Grounded by Batteries: Why Humanoid Robot Pepper Can't Fly the Friendly Skies

You know, sometimes technology throws us a real curveball, especially when it bumps up against the nitty-gritty of real-world logistics. Case in point? Japan's All Nippon Airways, or ANA, recently put its foot down on a rather popular humanoid robot named Pepper, essentially banning it from flying in their cargo holds.

Now, before you picture a scene out of a sci-fi movie with robots trying to sneak onto planes, let's clarify. The issue wasn't Pepper's charming personality or its digital demands for an aisle seat. No, the real culprit here, believe it or not, was its substantial lithium-ion battery. It seems even the most advanced humanoids are subject to the mundane, yet crucial, rules of aviation safety.

And honestly, who could blame the airline for being cautious? Lithium-ion batteries, while incredibly efficient and ubiquitous in our modern world, carry a well-documented, albeit rare, risk of overheating and catching fire. We've all seen the news stories, perhaps even experienced a minor scare with a device ourselves. In the confined space of an aircraft, especially in the cargo hold where an incident might go unnoticed for too long, that risk becomes a very serious concern – a very real potential for catastrophe, actually.

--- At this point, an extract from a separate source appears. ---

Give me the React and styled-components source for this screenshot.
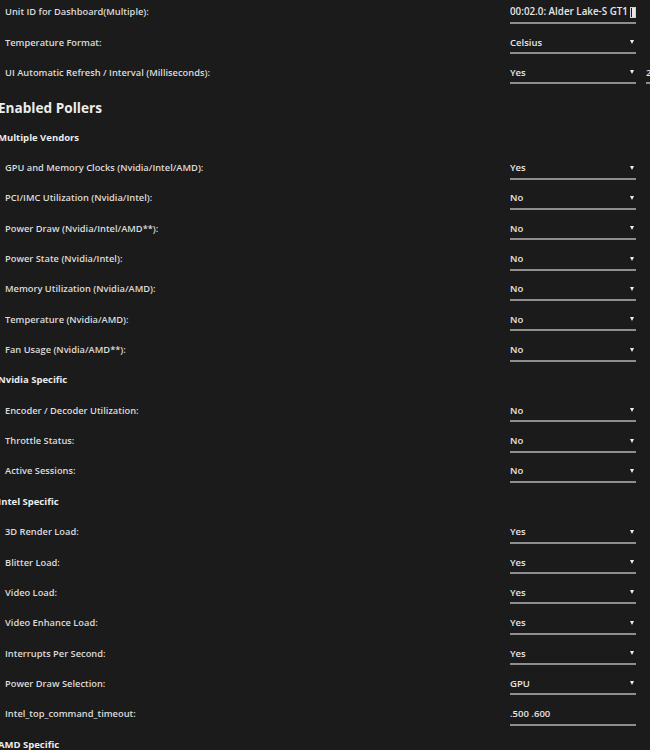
import React from "react";
import styled, { createGlobalStyle } from "styled-components";

const Global = createGlobalStyle`
  html, body {
    margin: 0;
    padding: 0;
    background: #1b1b1b;
    overflow: hidden;
  }
  body {
    font-family: "Open Sans", "Noto Sans", sans-serif;
    color: #dedede;
  }
`;

const Page = styled.div`
  width: 700px;
  margin: -3.5px 0 0 -2px;
`;

const Row = styled.div`
  display: grid;
  grid-template-columns: 512px 126px auto;
  align-items: center;
  height: 30.35px;
`;

const Label = styled.div`
  padding-left: 7px;
  font-size: 9.3px;
  font-weight: 600;
  color: #dcdcdc;
  white-space: nowrap;
`;

const Title = styled.h2`
  margin: 0;
  height: 34.5px;
  display: flex;
  align-items: center;
  padding-top: 5px;
  box-sizing: border-box;
  font-size: 13.6px;
  font-weight: 700;
  color: #ececec;
`;

const Group = styled.h3`
  margin: 0;
  height: 30.35px;
  display: flex;
  align-items: center;
  font-size: 9.5px;
  font-weight: 700;
  color: #ececec;
`;

const Box = styled.div`
  position: relative;
  display: flex;
  align-items: center;
  box-sizing: border-box;
  height: 22px;
  width: ${(p) => p.$w || "126px"};
  border-bottom: 2px solid #8e8e8e;
  font-size: ${(p) => p.$fs || "9.5px"};
  font-weight: 600;
  color: #e6e6e6;
  white-space: nowrap;
  overflow: hidden;
  margin-top: 2px;
`;

const Arrow = styled.span`
  position: absolute;
  right: 2px;
  top: 8px;
  width: 0;
  height: 0;
  border-left: 2.5px solid transparent;
  border-right: 2.5px solid transparent;
  border-top: 4px solid #f0f0f0;
`;

const Scroll = styled.span`
  position: absolute;
  right: 0;
  top: 5px;
  width: 4px;
  height: 9px;
  border: 1px solid #cfcfcf;
  background: linear-gradient(to right, #1b1b1b 0 1px, #e8e8e8 1px);
`;

const Clip = styled.span`
  display: block;
  width: 120px;
  overflow: hidden;
`;

const Extra = styled.div`
  margin-left: 10px;
`;

function Select({ value }) {
  return (
    <Box>
      {value}
      <Arrow />
    </Box>
  );
}

function Field({ label, value, input, children }) {
  return (
    <Row>
      <Label>{label}</Label>
      {children || (input ? <Box>{value}</Box> : <Select value={value} />)}
    </Row>
  );
}

const multi = [
  ["GPU and Memory Clocks (Nvidia/Intel/AMD):", "Yes"],
  ["PCI/IMC Utilization (Nvidia/Intel):", "No"],
  ["Power Draw (Nvidia/Intel/AMD**):", "No"],
  ["Power State (Nvidia/Intel):", "No"],
  ["Memory Utilization (Nvidia/AMD):", "No"],
  ["Temperature (Nvidia/AMD):", "No"],
  ["Fan Usage (Nvidia/AMD**):", "No"],
];
const nvidia = [
  ["Encoder / Decoder Utilization:", "No"],
  ["Throttle Status:", "No"],
  ["Active Sessions:", "No"],
];
const intel = [
  ["3D Render Load:", "Yes"],
  ["Blitter Load:", "Yes"],
  ["Video Load:", "Yes"],
  ["Video Enhance Load:", "Yes"],
  ["Interrupts Per Second:", "Yes"],
  ["Power Draw Selection:", "GPU"],
];

export default function App() {
  return (
    <>
      <Global />
      <Page>
        <Field label="Unit ID for Dashboard(Multiple):">
          <Box $fs="9.8px">
            <Clip>00:02.0: Alder Lake-S GT1 [UHD Graphics 730]</Clip>
            <Scroll />
          </Box>
        </Field>
        <Field label="Temperature Format:" value="Celsius" />
        <Row>
          <Label>UI Automatic Refresh / Interval (Milliseconds):</Label>
          <Select value="Yes" />
          <Extra>
            <Box $w="60px">2000</Box>
          </Extra>
        </Row>
        <Title>Enabled Pollers</Title>
        <Group>Multiple Vendors</Group>
        {multi.map(([l, v]) => (
          <Field key={l} label={l} value={v} />
        ))}
        <Group>Nvidia Specific</Group>
        {nvidia.map(([l, v]) => (
          <Field key={l} label={l} value={v} />
        ))}
        <Group>Intel Specific</Group>
        {intel.map(([l, v]) => (
          <Field key={l} label={l} value={v} />
        ))}
        <Field label="Intel_top_command_timeout:" value=".500 .600" input />
        <Group>AMD Specific</Group>
      </Page>
    </>
  );
}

Aviation authorities worldwide, like the International Civil Aviation Organization (ICAO), have pretty strict guidelines in place for transporting these power packs. Generally speaking, smaller batteries, those under 100 watt-hours (Wh), are fine to fly in either carry-on or checked baggage. Batteries between 100 and 160 Wh? Those can fly, but only in your carry-on, and usually with an airline's prior approval. The reasoning is sound: if something goes wrong, a cabin crew can address it immediately, right there in the passenger cabin.

But here's the rub for poor Pepper: its battery system far exceeds these limits. At over 300 Wh, it's simply too powerful to be allowed in checked luggage, and definitely too hefty for a carry-on, even if its physical dimensions weren't already an issue. So, in essence, it's stuck in a regulatory no-man's-land for air travel, unable to meet the current safety requirements for either option.

It's a curious situation, isn't it? A robot designed specifically to interact with humans, to assist and communicate, finds itself grounded by the very human need for safety. This isn't just a quirky anecdote; it highlights the practical hurdles that still exist as advanced robotics become more commonplace. As these sophisticated machines grow in capability and indeed, in physical size and power demands, the logistical challenges of transporting them safely across vast distances will only become more pronounced. It makes you wonder, doesn't it, what will it take for Pepper, or its future kin, to truly become global citizens?

Perhaps new battery technologies or revised aviation protocols will eventually clear the way. But for now, it seems Pepper will have to stick to land or sea if it wants to see the world. It’s a powerful reminder that even the most cutting-edge technology must conform to the fundamental realities and safety imperatives of our physical world.